Leave out the pictures and repeat exactly the lines from the one containing "Output the component" through the final line of the listing below.

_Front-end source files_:
____
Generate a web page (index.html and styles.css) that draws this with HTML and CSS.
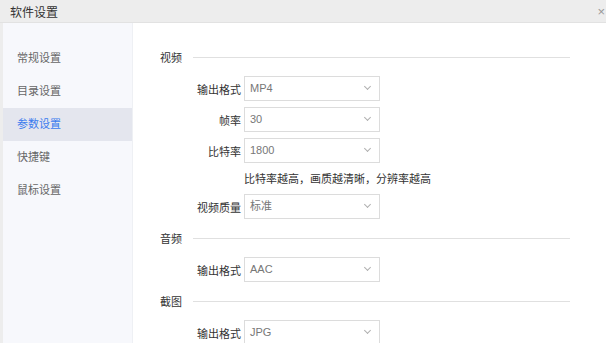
FILE: index.html
```html
<!DOCTYPE html>
<html lang="zh-CN">
<head>
    <meta charset="UTF-8">
    <title>软件设置</title>
    <link rel="stylesheet" href="styles.css">
</head>
<body>
    <div class="dialog">
        <div class="title">
            <span>软件设置</span>
            <span class="close">×</span>
        </div>
        <div class="main">
            <ul class="menu">
                <li>常规设置</li>
                <li>目录设置</li>
                <li class="current">参数设置</li>
                <li>快捷键</li>
                <li>鼠标设置</li>
            </ul>
            <div class="content">
                <div class="group">
                    <div class="group-title"><span>视频</span><i></i></div>
                    <div class="row">
                        <label>输出格式</label>
                        <div class="select">MP4<b></b></div>
                    </div>
                    <div class="row">
                        <label>帧率</label>
                        <div class="select">30<b></b></div>
                    </div>
                    <div class="row">
                        <label>比特率</label>
                        <div class="select">1800<b></b></div>
                    </div>
                    <p class="tip">比特率越高，画质越清晰，分辨率越高</p>
                    <div class="row">
                        <label>视频质量</label>
                        <div class="select">标准<b></b></div>
                    </div>
                </div>
                <div class="group">
                    <div class="group-title"><span>音频</span><i></i></div>
                    <div class="row">
                        <label>输出格式</label>
                        <div class="select">AAC<b></b></div>
                    </div>
                </div>
                <div class="group">
                    <div class="group-title"><span>截图</span><i></i></div>
                    <div class="row">
                        <label>输出格式</label>
                        <div class="select">JPG<b></b></div>
                    </div>
                </div>
            </div>
        </div>
    </div>
</body>
</html>
```

FILE: styles.css
```css
* {
    margin: 0;
    padding: 0;
    box-sizing: border-box;
}
html, body {
    width: 606px;
    height: 343px;
    overflow: hidden;
}
body {
    font-family: "Liberation Sans", "Noto Sans CJK SC", sans-serif;
    font-size: 11px;
    color: #333;
    background: #ededed;
}
.dialog {
    height: 343px;
    display: flex;
    flex-direction: column;
}
.title {
    flex-shrink: 0;
    height: 23px;
    padding: 0 0 0 10px;
    display: flex;
    align-items: center;
    justify-content: space-between;
    font-size: 12px;
    color: #333;
    background: #ededed;
    border-bottom: 1px solid #e2e2e2;
}
.title .close {
    color: #999;
    font-size: 13px;
    margin-right: 1px;
}
.main {
    flex: 1;
    min-height: 0;
    overflow: hidden;
    display: flex;
    margin-left: 3px;
    background: #fff;
}
.menu {
    width: 130px;
    list-style: none;
    background: #f7f8fc;
    border-right: 1px solid #eef0f4;
    padding-top: 19px;
}
.menu li {
    height: 33px;
    line-height: 33px;
    padding-left: 14px;
    color: #666;
}
.menu li.current {
    background: #e4e6ee;
    color: #3a7bef;
}
.content {
    flex: 1;
    padding: 27px 0 0 27px;
}
.group {
    padding-bottom: 6px;
}
.group-title {
    display: flex;
    align-items: center;
    height: 14px;
    margin-bottom: 12px;
    color: #333;
}
.group-title span {
    width: 33px;
}
.group-title i {
    width: 377px;
    height: 1px;
    background: #e0e0e0;
}
.row {
    display: flex;
    align-items: center;
    height: 25px;
    margin-bottom: 6px;
}
.row label {
    width: 84px;
    text-align: right;
    padding-right: 3px;
}
.select {
    position: relative;
    width: 136px;
    height: 25px;
    line-height: 23px;
    padding-left: 5px;
    border: 1px solid #dcdcdc;
    color: #777;
}
.select b {
    position: absolute;
    right: 9px;
    top: 7px;
    width: 5px;
    height: 5px;
    border-right: 1px solid #b0b0b0;
    border-bottom: 1px solid #b0b0b0;
    transform: rotate(45deg);
}
.tip {
    margin: 10px 0 9px 84px;
    line-height: 12px;
    height: 12px;
}
```
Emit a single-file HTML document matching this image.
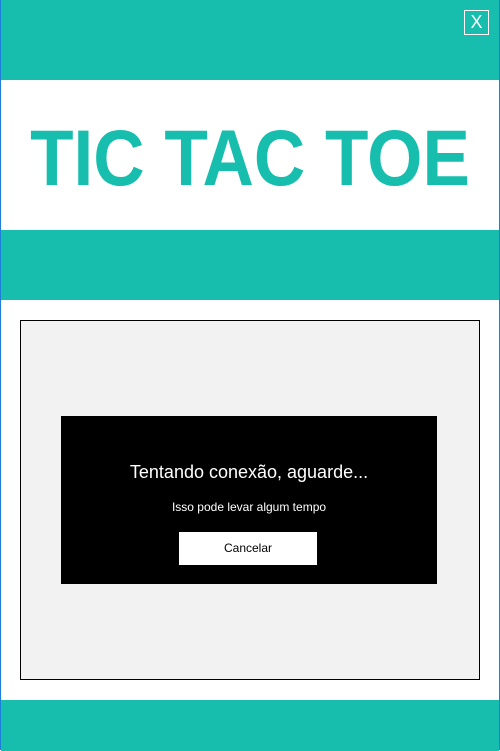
<!DOCTYPE html>
<html><head><meta charset="utf-8"><style>
*{margin:0;padding:0;box-sizing:border-box}
html,body{width:500px;height:750px;overflow:hidden;background:#fff;font-family:"Liberation Sans",sans-serif}
.win{position:absolute;left:0;top:0;width:500px;height:750px;border:1px solid #1e7fd8;}
.band{position:absolute;left:0;right:0;background:#17bead}
.close{position:absolute;left:463px;top:9px;width:25px;height:25px;border:1px solid #fff;color:#fff;font-size:18px;line-height:23px;text-align:center}
.title{position:absolute;left:0;width:498px;top:111px;text-align:center;color:#17bead;font-weight:bold;font-size:79px;line-height:92px;transform:scaleX(0.9)}
.gray{position:absolute;left:19px;top:319px;width:460px;height:360px;background:#f2f2f2;border:1px solid #000}
.black{position:absolute;left:60px;top:415px;width:376px;height:168px;background:#000;color:#fff;text-align:center}
.h{position:absolute;top:46px;width:100%;font-size:18px}
.s{position:absolute;top:84px;width:100%;font-size:12px}
.btn{position:absolute;left:118px;top:116px;width:138px;height:33px;background:#fff;color:#000;font-size:12px;line-height:33px}
</style></head><body>
<div class="win">
<div class="band" style="top:-1px;height:80px"></div>
<div class="band" style="top:229px;height:70px"></div>
<div class="band" style="top:699px;height:51px"></div>
<div class="close">X</div>
<div class="title">TIC TAC TOE</div>
<div class="gray"></div>
<div class="black">
<div class="h">Tentando conexão, aguarde...</div>
<div class="s">Isso pode levar algum tempo</div>
<div class="btn">Cancelar</div>
</div>
</div>
</body></html>
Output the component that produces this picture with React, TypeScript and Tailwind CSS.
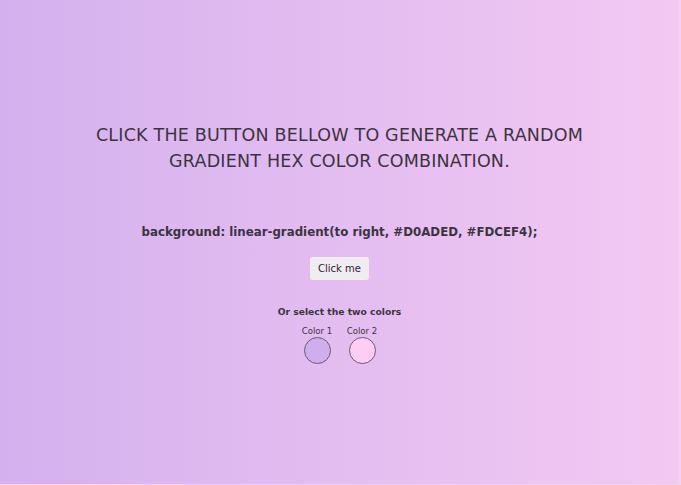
export default function App() {
  return (
    <div
      className="w-[681px] h-[485px] flex flex-col items-center text-[#3b3440] bg-[linear-gradient(to_right,#d4b1ee,#f3c9f3)] border-r-2 border-b border-[#f4d2f4]"
      style={{ fontFamily: '"DejaVu Sans", sans-serif' }}
    >
      <h1 className="mt-[122px] text-[17.5px] leading-[26px] text-center w-[540px] tracking-[0.2px]">
        CLICK THE BUTTON BELLOW TO GENERATE A RANDOM GRADIENT HEX COLOR COMBINATION.
      </h1>
      <p className="mt-[49px] text-[11.8px] font-bold leading-[18px]">
        background: linear-gradient(to right, #D0ADED, #FDCEF4);
      </p>
      <button className="mt-[16px] w-[59px] h-[23px] bg-[#efedf0] rounded-[3px] text-[10px] font-medium text-[#2d2530]">
        Click me
      </button>
      <p className="mt-[25px] text-[9.2px] font-bold leading-[14px]">Or select the two colors</p>
      <div className="mt-[6px] flex gap-[13px]">
        <div className="flex flex-col items-center w-[32px]">
          <span className="text-[8.6px] leading-[12px]">Color 1</span>
          <div className="w-[27px] h-[27px] rounded-full bg-[#D0ADED] border border-[#6a5a70]" />
        </div>
        <div className="flex flex-col items-center w-[32px]">
          <span className="text-[8.6px] leading-[12px]">Color 2</span>
          <div className="w-[27px] h-[27px] rounded-full bg-[#FDCEF4] border border-[#6a5a70]" />
        </div>
      </div>
    </div>
  );
}
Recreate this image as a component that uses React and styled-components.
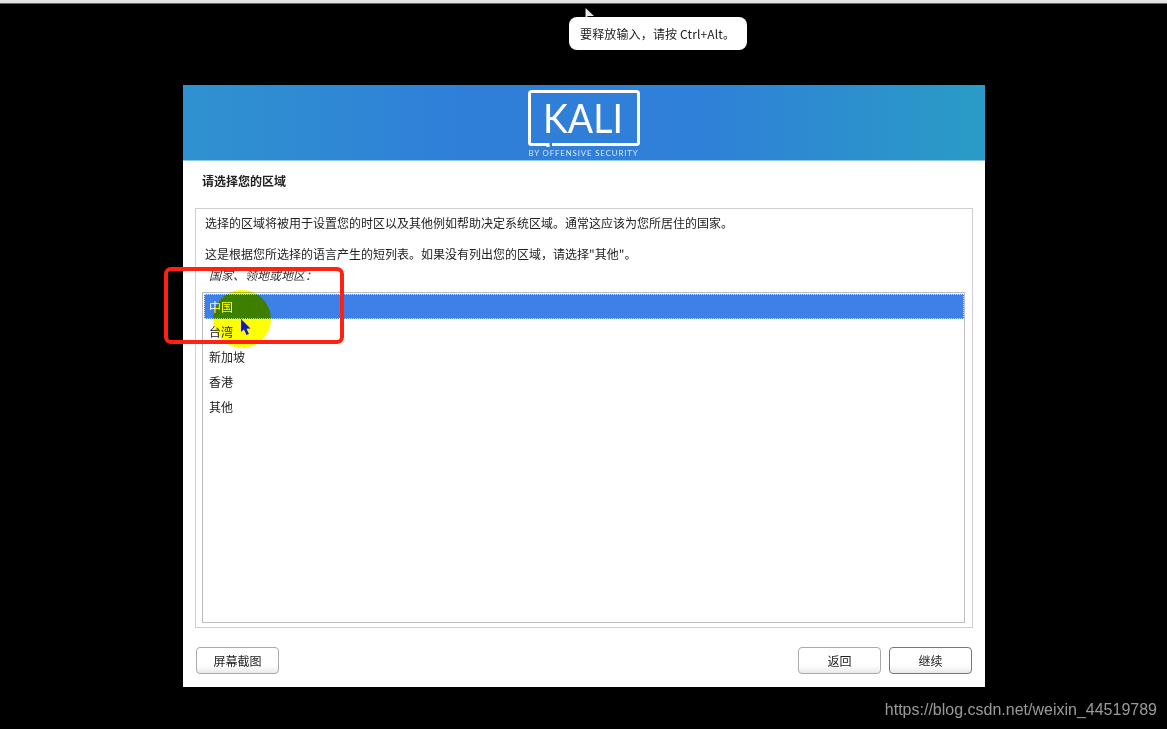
____
_Final answer_:
Output the component that produces this picture with React, TypeScript and Tailwind CSS.
export default function App() {
  return (
    <div
      className="w-[681px] h-[485px] flex flex-col items-center text-[#3b3440] bg-[linear-gradient(to_right,#d4b1ee,#f3c9f3)] border-r-2 border-b border-[#f4d2f4]"
      style={{ fontFamily: '"DejaVu Sans", sans-serif' }}
    >
      <h1 className="mt-[122px] text-[17.5px] leading-[26px] text-center w-[540px] tracking-[0.2px]">
        CLICK THE BUTTON BELLOW TO GENERATE A RANDOM GRADIENT HEX COLOR COMBINATION.
      </h1>
      <p className="mt-[49px] text-[11.8px] font-bold leading-[18px]">
        background: linear-gradient(to right, #D0ADED, #FDCEF4);
      </p>
      <button className="mt-[16px] w-[59px] h-[23px] bg-[#efedf0] rounded-[3px] text-[10px] font-medium text-[#2d2530]">
        Click me
      </button>
      <p className="mt-[25px] text-[9.2px] font-bold leading-[14px]">Or select the two colors</p>
      <div className="mt-[6px] flex gap-[13px]">
        <div className="flex flex-col items-center w-[32px]">
          <span className="text-[8.6px] leading-[12px]">Color 1</span>
          <div className="w-[27px] h-[27px] rounded-full bg-[#D0ADED] border border-[#6a5a70]" />
        </div>
        <div className="flex flex-col items-center w-[32px]">
          <span className="text-[8.6px] leading-[12px]">Color 2</span>
          <div className="w-[27px] h-[27px] rounded-full bg-[#FDCEF4] border border-[#6a5a70]" />
        </div>
      </div>
    </div>
  );
}
Recreate this image as a component that uses React and styled-components.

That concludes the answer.